Our edge nodes monitor aggregate request rates per endpoint and apply a global circuit breaker when traffic exceeds 150% of the rolling 1-hour average. When the circuit breaker trips, new requests receive a 503 response with a short Retry-After delay. This is a coarse tool used only when the alternative is complete service degradation, and it has triggered exactly three times in the past two years of production operation. The value is not in how often it activates but in the ceiling it provides: no matter how severe the traffic spike, the origin infrastructure remains stable and recovers quickly once the load subsides.

Communicating Limits to API Consumers

The most important operational detail of rate limiting is not the algorithm but the communication. Every API response includes RateLimit-Limit, RateLimit-Remaining, and RateLimit-Reset headers in the IETF-standardized format. Clients that respect these headers can implement intelligent backoff and avoid hitting limits in normal operation. The 429 responses include a Retry-After header with a specific timestamp, not just a delay duration, allowing clients to schedule retry attempts precisely.

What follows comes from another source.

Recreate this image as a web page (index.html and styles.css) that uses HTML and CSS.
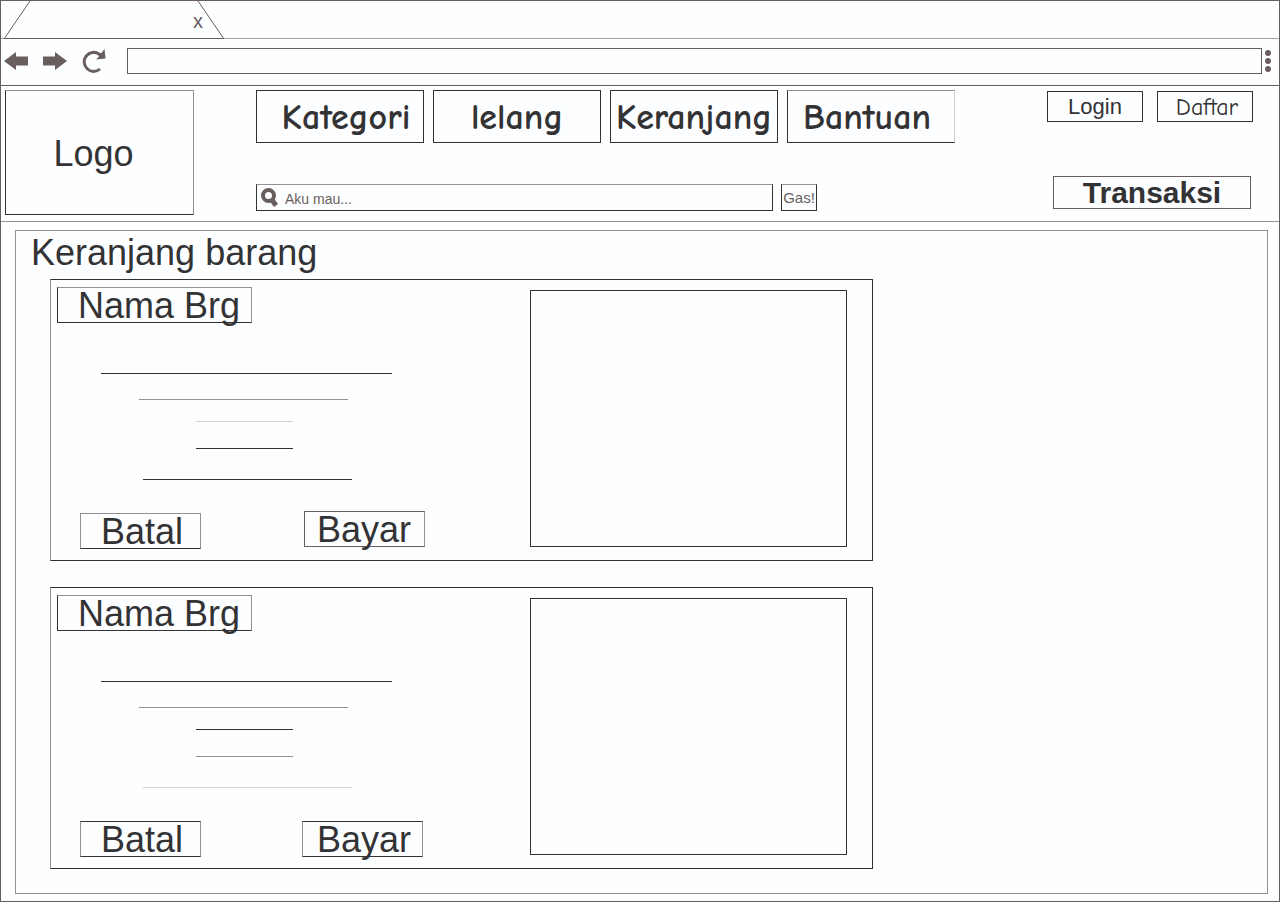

Our developer documentation includes a full rate limit reference, per-endpoint documentation, and code examples for implementing exponential backoff. Partners who integrate correctly almost never trigger rate limits in production. The limits primarily catch bugs — runaway retry loops, missing caches, or session management errors that cause duplicate requests. In this sense, rate limiting serves as a production monitoring tool as much as a protection mechanism: a partner who suddenly starts hitting rate limits has almost certainly introduced a bug in their integration, and the rate limit failure alerts us to investigate.